Kurzum, die Nato steht, pünktlich zu ihrem 60. Geburtstag (zu dem sie sich ohnehin eine neue Strategie geben will), vor einer Richtungsfrage. Will sie wieder deutlicher als kollektives Verteidigungsbündnis ausrichten, mit dem latenten Feindbild Russland? Sollte Moskau tatsächlich sein Militär einsetzen, um Pipelines und Öl unter seine Kontrolle zu bringen, könnte sich diese Rückentwicklung zum Blockbündnis schneller vollziehen als man es heute ahnt. Auf der anderen Seite steht zwar das starke neue Verständnis der Nato als globale Interventionsallianz.

Aber die Domäne des uniformierten Friedensstifters macht ihr immer mehr die Europäische Union streitig; auf dem Balkan, im Nahen Osten, in Afrika – kurz, überall dort, wo die Nato als amerikanische Hegemonialtruppe unwillkommen ist. Demnächst vielleicht im Kaukasus?

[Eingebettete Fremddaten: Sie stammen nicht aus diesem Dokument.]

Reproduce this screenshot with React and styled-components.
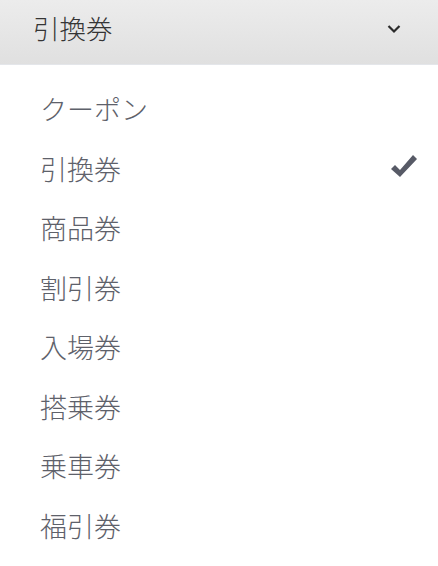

„Die EU steht bereit, sich zu engagieren“, sagt eine ranghohe EU-Diplomatin. Voraussetzung sei allerdings, dass aus der Waffenruhe in Georgien ein echter Waffenstillstand werde. Wie genau die EU in der Krisenregion aktiv werde könne, sei zwar noch zu früh zu sagen, aber denkbar sei Vieles, sagt die Diplomatin. „Wir könnten Polizisten schicken, eine Beobachtermission – oder eine andere Form von Präsenz zeigen.“ Soldaten aus Brüssel, Abschreckungsrhetorik und Abfangraketen aus Washington – ist das womöglich die neue Doppelnatur westlicher Sicherheitspolitik?